> _STATED EXERCISE_: Check each line of the records below and collect those holding "this".

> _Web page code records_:
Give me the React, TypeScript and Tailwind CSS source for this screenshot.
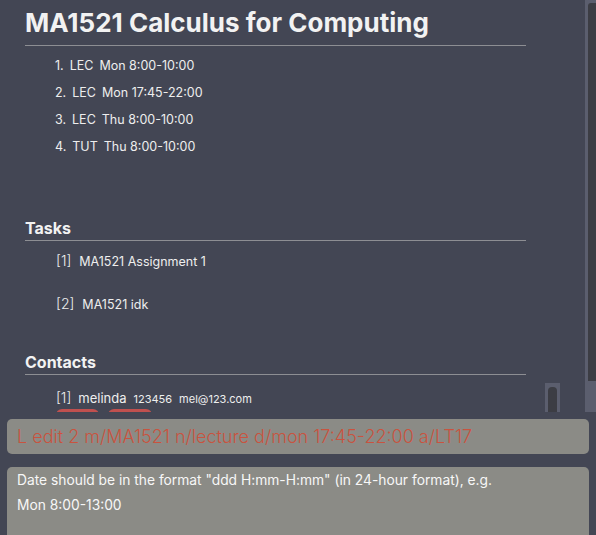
import React from 'react';

const font = { fontFamily: 'Inter, "Noto Sans", sans-serif' };

const lessons = [
  { n: '1.', type: 'LEC', time: 'Mon 8:00-10:00' },
  { n: '2.', type: 'LEC', time: 'Mon 17:45-22:00' },
  { n: '3.', type: 'LEC', time: 'Thu 8:00-10:00' },
  { n: '4.', type: 'TUT', time: 'Thu 8:00-10:00' },
];

const tasks = ['MA1521 Assignment 1', 'MA1521 idk'];

const App: React.FC = () => {
  return (
    <div
      className="w-[596px] h-[535px] overflow-hidden bg-[#434654] flex flex-col text-[#eeeeee]"
      style={font}
    >
      {/* module panel */}
      <div className="h-[412px] flex shrink-0">
        <div className="flex-1 flex overflow-hidden">
          <div className="w-[526px] pl-[25px] shrink-0">
            <h1 className="text-[26px] leading-[30px] font-bold text-[#f2f2f2] pt-[8px] pb-[7px] border-b border-[#8d8e93]">
              MA1521 Calculus for Computing
            </h1>
            <ol className="pl-[30px] pt-[12px] text-[12.5px] text-[#eeeeee]">
              {lessons.map((l) => (
                <li key={l.n} className="h-[27px] leading-[16px] flex gap-[6px]">
                  <span>{l.n}</span>
                  <span>{l.type}</span>
                  <span>{l.time}</span>
                </li>
              ))}
            </ol>

            <h2 className="mt-[52px] text-[16px] leading-[20px] font-bold text-[#f2f2f2] pb-[2px] border-b border-[#8d8e93]">
              Tasks
            </h2>
            <div className="pl-[31px] pt-[12px] text-[12.5px]">
              {tasks.map((t, i) => (
                <div key={t} className="h-[43px] flex gap-[8px] leading-[16px]">
                  <span className="text-[14px] font-light">[{i + 1}]</span>
                  <span className="pt-[1px]">{t}</span>
                </div>
              ))}
            </div>

            <h2 className="mt-[13px] text-[16px] leading-[20px] font-bold text-[#f2f2f2] pb-[2px] border-b border-[#8d8e93]">
              Contacts
            </h2>
            <div className="pl-[31px] pt-[15px]">
              <div className="flex items-baseline gap-[7px] leading-[16px]">
                <span className="text-[14px] font-light">[1]</span>
                <span className="text-[13px]">melinda</span>
                <span className="text-[11px]">123456</span>
                <span className="text-[11px]">mel@123.com</span>
              </div>
              <div className="flex gap-[9px] mt-[2px]">
                <div className="w-[43px] h-[10px] rounded-t-[6px] bg-[#c0504f]" />
                <div className="w-[44px] h-[10px] rounded-t-[6px] bg-[#c0504f]" />
              </div>
            </div>
          </div>
          <div className="ml-[19px] mt-[383px] w-[15px] h-[29px] bg-[#5b5e6e] px-[3px] pt-[4px]">
            <div className="h-full rounded-t-[4px] bg-[#3c3d44]" />
          </div>
        </div>
        <div className="w-[11px] bg-[#5b5e6e] pl-[3px] pt-[3px] pb-[31px]">
          <div className="h-full bg-[#3c3d44] rounded-tl-[3px]" />
        </div>
      </div>

      {/* command box */}
      <div className="mx-[7px] mt-[7px] h-[35px] rounded-[5px] bg-[#8b8b86] px-[10px] flex items-center shrink-0">
        <span className="text-[18px] font-light text-[#c9533f]">
          L edit 2 m/MA1521 n/lecture d/mon 17:45-22:00 a/LT17
        </span>
      </div>

      {/* result box */}
      <div className="mx-[7px] mt-[13px] flex-1 rounded-t-[5px] bg-[#8b8b86] px-[10px] pt-[1px] text-[13.8px] leading-[25px] text-[#f7f7f7]">
        Date should be in the format "ddd H:mm-H:mm" (in 24-hour format), e.g.
        <br />
        Mon 8:00-13:00
      </div>
    </div>
  );
};

export default App;
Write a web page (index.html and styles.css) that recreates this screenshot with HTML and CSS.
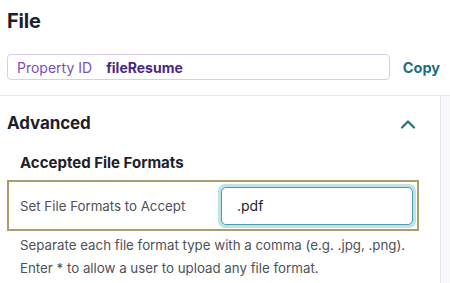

> _RESULT OF THE TASK_:
Give me the React, TypeScript and Tailwind CSS source for this screenshot.
Write a web page (index.html and styles.css) that recreates this screenshot with HTML and CSS.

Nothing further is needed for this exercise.